Private equity is adapting to the higher interest rate environment. GPs are finding it hard to do deals so there are old assets which can’t be moved, and newer assets which are being marked to cost. Funding has dried up or is incredibly expensive, we’ve heard of one GP accepting a facility with its investment bankers at 12%. The UK is seen as behind Europe and the US and is probably going to suffer more and emerge later.

 

As organic growth has slowed, all houses are switching to operations as the main source of value creation. Data and digital technologies are very important in this scenario and the funds which have established these capabilities should come out of 2023 much better than those which haven’t.



Venture Capital 

By Hugh Barran 

 

The venture capital (VC) industry has experienced a slowdown in recent months due to a challenging macro environment characterized by geopolitical instability, inflation, and market volatility. Despite these challenges, first-time fund managers have remained resilient, with many expecting that their funds will perform better than if they had started them when valuations were higher. This is because start-up valuations are currently lower than they were last year, making it an ideal time for investors to ramp up investment in start-ups that have demonstrated past and ongoing success.

 

Smart fund managers understand the importance of investing in both up and down cycles, and many have realized that to thrive in 2023, they will need to increasingly harness the power of data, automation, and new technologies to inform their investment decisions.
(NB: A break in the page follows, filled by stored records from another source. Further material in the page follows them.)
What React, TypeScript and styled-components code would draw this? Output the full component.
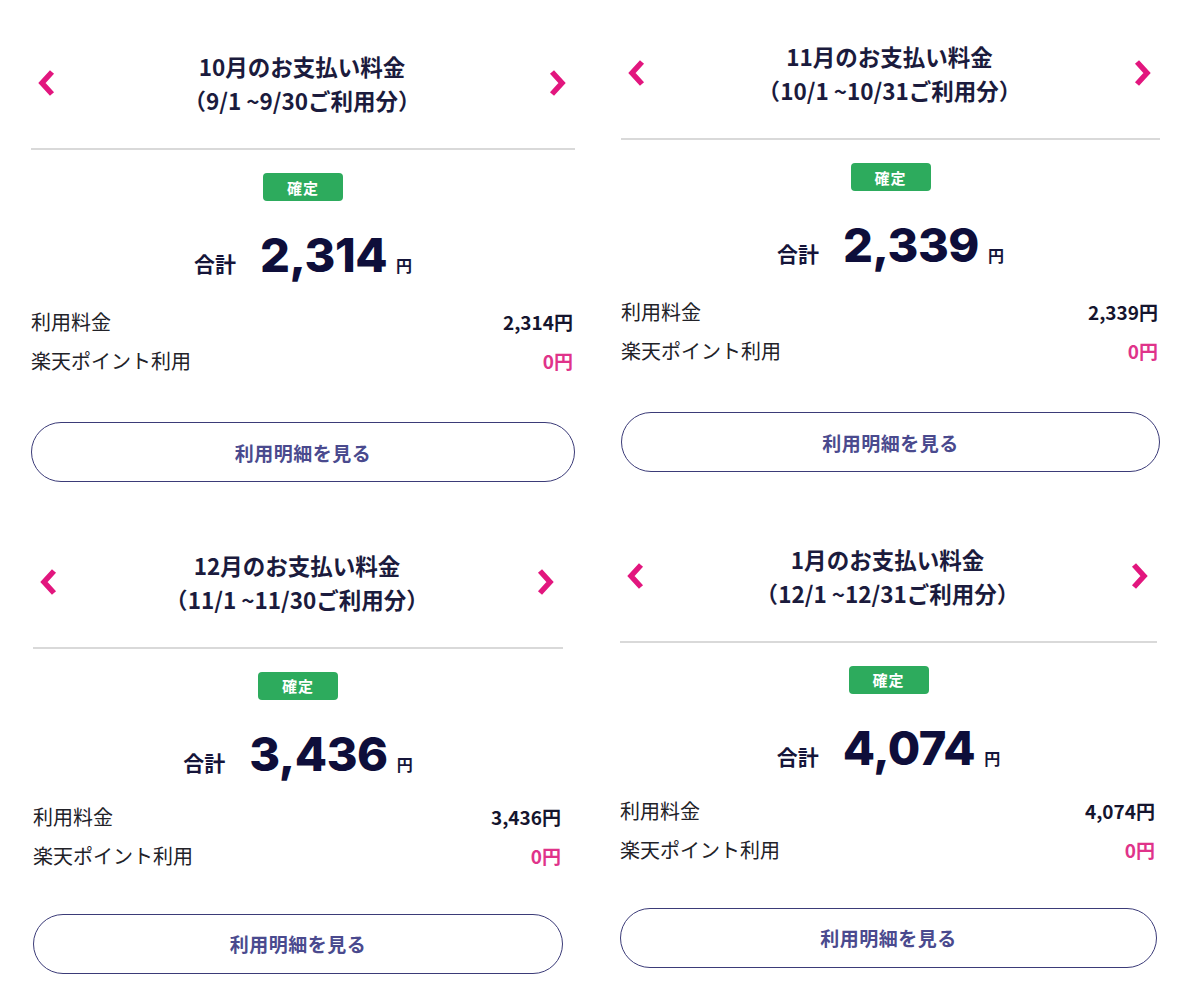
import React from 'react';
import styled, { createGlobalStyle } from 'styled-components';

// Global reset - white page, Japanese font by default
const GlobalStyle = createGlobalStyle`
  html, body {
    margin: 0;
    padding: 0;
    background: #ffffff;
  }
  body {
    font-family: "Noto Sans CJK JP", "Noto Sans", sans-serif;
    color: #1b1b3d;
  }
  * { box-sizing: border-box; }
`;

const PINK = '#e2167e';

// Page grid
const Page = styled.div`
  width: 1200px;
  height: 1000px;
  padding: 39px 0 0 31px;
  display: grid;
  grid-template-columns: 544px 539px;
  column-gap: 46px;
  row-gap: 33px;
  align-items: start;
`;

// One bill card
const Card = styled.section<{ $width: number; $dx: number; $dy: number }>`
  width: ${({ $width }) => $width}px;
  margin-left: ${({ $dx }) => $dx}px;
  margin-top: ${({ $dy }) => $dy}px;
  display: flex;
  flex-direction: column;
`;

// Header with prev/next chevrons around the title
const Header = styled.div`
  display: flex;
  align-items: center;
  justify-content: space-between;
  padding: 0 8px 0 6px;
`;

const NavButton = styled.button`
  width: 19px;
  height: 28px;
  padding: 0;
  border: none;
  background: none;
  display: flex;
  align-items: center;
  justify-content: center;
  cursor: pointer;
`;

const Title = styled.h2`
  margin: 0;
  flex: 1;
  text-align: center;
  font-size: 22.5px;
  line-height: 34px;
  font-weight: 700;
  color: #1b1b3d;
`;

const Divider = styled.hr`
  margin: 31px 0 0;
  border: none;
  height: 2px;
  background: #d9d9d9;
`;

const BadgeRow = styled.div`
  display: flex;
  justify-content: center;
  margin-top: 23px;
`;

const Badge = styled.span`
  width: 80px;
  height: 28px;
  border-radius: 4px;
  background: #2dab5d;
  color: #ffffff;
  font-size: 15px;
  font-weight: 700;
  letter-spacing: 1px;
  display: flex;
  align-items: center;
  justify-content: center;
`;

// 合計 line
const TotalRow = styled.div`
  margin-top: 28px;
  height: 52px;
  display: flex;
  align-items: baseline;
  justify-content: center;
`;

const TotalLabel = styled.span`
  font-size: 21px;
  font-weight: 700;
  color: #15153a;
  margin-right: 24px;
`;

const TotalAmount = styled.span`
  font-family: Inter, "Noto Sans", sans-serif;
  font-size: 47px;
  font-weight: 800;
  letter-spacing: -0.5px;
  color: #0e0e3a;
  line-height: 52px;
`;

const TotalYen = styled.span`
  font-size: 16px;
  font-weight: 700;
  color: #15153a;
  margin-left: 9px;
`;

// Breakdown rows
const Breakdown = styled.div<{ $compact?: boolean }>`
  margin-top: ${({ $compact }) => ($compact ? 17 : 21)}px;
  display: flex;
  flex-direction: column;
`;

const Line = styled.div`
  height: 39px;
  display: flex;
  align-items: center;
  justify-content: space-between;
  padding-right: 2px;
`;

const LineLabel = styled.span`
  font-size: 20px;
  font-weight: 400;
  color: #222228;
`;

const LineValue = styled.span<{ $pink?: boolean }>`
  font-size: 19px;
  font-weight: 700;
  color: ${({ $pink }) => ($pink ? '#e0338a' : '#15152e')};
`;

const DetailButton = styled.button<{ $compact?: boolean }>`
  margin-top: ${({ $compact }) => ($compact ? 39 : 42)}px;
  height: 60px;
  width: 100%;
  border: 1.5px solid #3b3b78;
  border-radius: 30px;
  background: #ffffff;
  color: #4a4a8e;
  font-family: "Noto Sans CJK JP", sans-serif;
  font-size: 19px;
  font-weight: 700;
  letter-spacing: 0.5px;
  cursor: pointer;
`;

const Chevron = ({ dir }: { dir: 'left' | 'right' }) => (
  <svg width="19" height="28" viewBox="0 0 19 28">
    <polyline
      points={dir === 'left' ? '15,3 5,14 15,25' : '4,3 14,14 4,25'}
      fill="none"
      stroke={PINK}
      strokeWidth="5.5"
      strokeLinejoin="miter"
    />
  </svg>
);

type Bill = {
  month: string;
  period: string;
  total: string;
  width: number;
  dx: number;
  dy: number;
  compact?: boolean;
};

const bills: Bill[] = [
  { month: '10月', period: '9/1 ~9/30', total: '2,314', width: 544, dx: 0, dy: 10 },
  { month: '11月', period: '10/1 ~10/31', total: '2,339', width: 539, dx: 0, dy: 0 },
  { month: '12月', period: '11/1 ~11/30', total: '3,436', width: 530, dx: 2, dy: 6, compact: true },
  { month: '1月', period: '12/1 ~12/31', total: '4,074', width: 537, dx: -1, dy: 0, compact: true },
];

const BillCard = ({ bill }: { bill: Bill }) => (
  <Card $width={bill.width} $dx={bill.dx} $dy={bill.dy}>
    <Header>
      <NavButton aria-label="前月">
        <Chevron dir="left" />
      </NavButton>
      <Title>
        {bill.month}のお支払い料金
        <br />（{bill.period}ご利用分）
      </Title>
      <NavButton aria-label="翌月">
        <Chevron dir="right" />
      </NavButton>
    </Header>
    <Divider />
    <BadgeRow>
      <Badge>確定</Badge>
    </BadgeRow>
    <TotalRow>
      <TotalLabel>合計</TotalLabel>
      <TotalAmount>{bill.total}</TotalAmount>
      <TotalYen>円</TotalYen>
    </TotalRow>
    <Breakdown $compact={bill.compact}>
      <Line>
        <LineLabel>利用料金</LineLabel>
        <LineValue>{bill.total}円</LineValue>
      </Line>
      <Line>
        <LineLabel>楽天ポイント利用</LineLabel>
        <LineValue $pink>0円</LineValue>
      </Line>
    </Breakdown>
    <DetailButton $compact={bill.compact}>利用明細を見る</DetailButton>
  </Card>
);

export default function App() {
  return (
    <>
      <GlobalStyle />
      <Page>
        {bills.map((b) => (
          <BillCard key={b.month} bill={b} />
        ))}
      </Page>
    </>
  );
}
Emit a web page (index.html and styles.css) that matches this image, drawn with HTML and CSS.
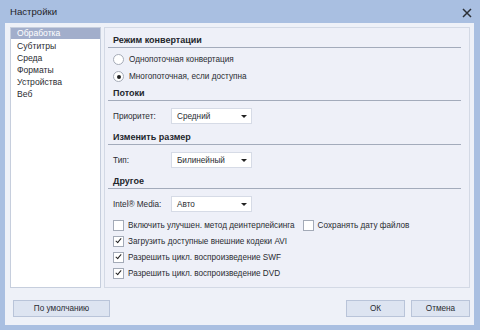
FILE: index.html
```html
<!DOCTYPE html>
<html lang="ru">
<head>
    <meta charset="UTF-8">
    <title>Настройки</title>
    <link rel="stylesheet" href="styles.css">
</head>
<body>
    <div class="window">
        <div class="titlebar">
            <span class="title">Настройки</span>
            <svg class="close" width="10" height="10" viewBox="0 0 10 10">
                <path d="M1 1 L9 9 M9 1 L1 9" stroke="#2b2f36" stroke-width="1.5" fill="none"/>
            </svg>
        </div>
        <div class="content">
            <div class="main">
                <ul class="nav">
                    <li class="active">Обработка</li>
                    <li>Субтитры</li>
                    <li>Среда</li>
                    <li>Форматы</li>
                    <li>Устройства</li>
                    <li>Веб</li>
                </ul>
                <div class="panel">
                    <div class="section-title">Режим конвертации</div>
                    <div class="section radios">
                        <div class="row"><span class="radio"></span>Однопоточная конвертация</div>
                        <div class="row"><span class="radio checked"></span>Многопоточная, если доступна</div>
                    </div>

                    <div class="section-title">Потоки</div>
                    <div class="section">
                        <div class="field">
                            <span class="label">Приоритет:</span>
                            <span class="select">Средний<span class="arrow"></span></span>
                        </div>
                    </div>

                    <div class="section-title">Изменить размер</div>
                    <div class="section">
                        <div class="field">
                            <span class="label">Тип:</span>
                            <span class="select">Билинейный<span class="arrow"></span></span>
                        </div>
                    </div>

                    <div class="section-title">Другое</div>
                    <div class="section">
                        <div class="field">
                            <span class="label">Intel® Media:</span>
                            <span class="select">Авто<span class="arrow"></span></span>
                        </div>
                        <div class="checks">
                            <div class="row">
                                <span class="check"></span>Включить улучшен. метод деинтерлейсинга
                                <span class="check second"></span>Сохранять дату файлов
                            </div>
                            <div class="row"><span class="check checked"></span>Загрузить доступные внешние кодеки AVI</div>
                            <div class="row"><span class="check checked"></span>Разрешить цикл. воспроизведение SWF</div>
                            <div class="row"><span class="check checked"></span>Разрешить цикл. воспроизведение DVD</div>
                        </div>
                    </div>
                </div>
            </div>
            <div class="footer">
                <button class="btn btn-default">По умолчанию</button>
                <div class="footer-right">
                    <button class="btn btn-small">ОК</button>
                    <button class="btn btn-small">Отмена</button>
                </div>
            </div>
        </div>
    </div>
</body>
</html>
```

FILE: styles.css
```css
body {
    margin: 0;
    font-family: 'Liberation Sans', Arial, sans-serif;
    font-size: 8.2px;
    color: #2a2c31;
    background: #a9bfe1;
}
.window {
    width: 480px;
    height: 330px;
    display: flex;
    flex-direction: column;
    background: #a9bfe1;
}
.titlebar {
    height: 23px;
    display: flex;
    align-items: center;
    justify-content: space-between;
    padding: 0 8px 0 10px;
}
.title {
    font-size: 9.6px;
    color: #1f2329;
}
.close {
    margin-top: 2px;
}
.content {
    flex: 1;
    margin: 0 6px 5px 5px;
    padding: 4px 4px 0 5px;
    background: #eef1f8;
    display: flex;
    flex-direction: column;
}
.main {
    display: flex;
    gap: 3px;
    height: 261px;
}
.nav {
    width: 89px;
    margin: 0;
    padding: 0;
    list-style: none;
    background: #fff;
    border: 1px solid #c6cedd;
    font-size: 8.6px;
}
.nav li {
    height: 12px;
    line-height: 12px;
    padding-left: 6px;
}
.nav li.active {
    background: #a2aecb;
    color: #fff;
    height: 11px;
    line-height: 11px;
    margin-bottom: 1px;
}
.panel {
    flex: 1;
    border: 1px solid #d3d9e5;
    background: #eef0f8;
    padding-top: 6px;
}
.section-title {
    font-weight: bold;
    font-size: 9px;
    height: 13px;
    line-height: 13px;
    margin: 0 8px 0 3px;
    padding-left: 5px;
    border-bottom: 1px solid #a3abbb;
    color: #23262c;
}
.section {
    padding: 7px 0 7px 8px;
}
.radios {
    padding-top: 3px;
    padding-bottom: 2px;
}
.row {
    height: 17px;
    display: flex;
    align-items: center;
}
.radio {
    width: 9px;
    height: 9px;
    border: 1px solid #a5abb7;
    border-radius: 50%;
    background: #fff;
    margin: 0 5px 0 0;
    display: flex;
    align-items: center;
    justify-content: center;
}
.radio.checked::after {
    content: '';
    width: 4px;
    height: 4px;
    border-radius: 50%;
    background: #222;
}
.field {
    display: flex;
    align-items: center;
    height: 16px;
}
.label {
    width: 58px;
}
.select {
    width: 74px;
    height: 14px;
    border: 1px solid #d6dbe6;
    background: #fff;
    padding-left: 5px;
    display: flex;
    align-items: center;
    justify-content: space-between;
}
.arrow {
    width: 0;
    height: 0;
    border-left: 3px solid transparent;
    border-right: 3px solid transparent;
    border-top: 3px solid #222;
    margin-right: 4px;
}
.checks {
    margin-top: 5px;
}
.checks .row {
    height: 16px;
}
.check {
    width: 9px;
    height: 9px;
    border: 1px solid #a3aab7;
    background: #fff;
    margin-right: 4px;
    position: relative;
}
.check.second {
    margin-left: 8px;
}
.check.checked::after {
    content: '';
    position: absolute;
    left: 3px;
    top: 0px;
    width: 2px;
    height: 5px;
    border: solid #222;
    border-width: 0 1.5px 1.5px 0;
    transform: rotate(40deg);
}
.footer {
    display: flex;
    justify-content: space-between;
    margin-top: 12px;
}
.footer-right {
    display: flex;
    gap: 6px;
}
.btn {
    font-family: 'Liberation Sans', Arial, sans-serif;
    font-size: 8.2px;
    color: #2a2c31;
    height: 17px;
    padding: 0;
    background: #dde4f1;
    border: 1px solid #b9c4d9;
    border-radius: 0;
}
.btn-default {
    width: 97px;
    margin-left: 3px;
}
.btn-small {
    width: 59px;
}
```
This is because in this environment, firms will be defined by the technology solutions they choose to give them a competitive edge.

 

Regardless of a firm's size, it needs the ability to manage relationships, transactions, processes, workflows, and compliance matters in a very data-centric, automated, and secure manner. According to a recent study by McKinsey & Company, companies that have adopted advanced technologies such as artificial intelligence, machine learning, and automation have seen an average revenue increase of 6% and a reduction in costs of 4%. Leveraging the power of data and new technologies to inform investment decisions and create a competitive edge will be crucial to ensuring a successful 2023 and mitigating macroeconomic headwinds.



Distribution

By Roger Threlfall

 

The private markets sector in early 2023 has seen continued investor interest, particularly in specific areas of both private credit and real assets. Higher returning private credit strategies have emerged as a significant area of focus, with institutional investors still continuing to allocate an increasing share of their portfolios to this asset class. Increasing interest rates throughout 2022 have made investors look more into this space.

 

Real assets, particularly infrastructure and natural resources, have also seen a marked increase in interest, with investors seeking exposure to tangible assets that offer inflation-hedging properties and steady, long-term returns.

 

Investor relations is still a key focus for private market managers, as competition for capital continues to intensify. Firms are continuing to invest in technology and data analytics to improve the investor experience, enhance transparency and streamline communication.

 

Capital raising remains a key challenge for smaller / newer private market managers, as competition for capital continues to intensify. Despite the recent increase in fundraising, many managers are still facing difficulties in securing commitments from investors, particularly in the wake of the recent market turbulence.

 

In conclusion, the private markets sector in 2023 continues to evolve, with investors seeking exposure to a wider range of asset classes and managers focusing on improving the investor experience. The sector is expected to see further growth in the coming years, as investor demand for alternative investments remains strong and managers continue to refine their strategies.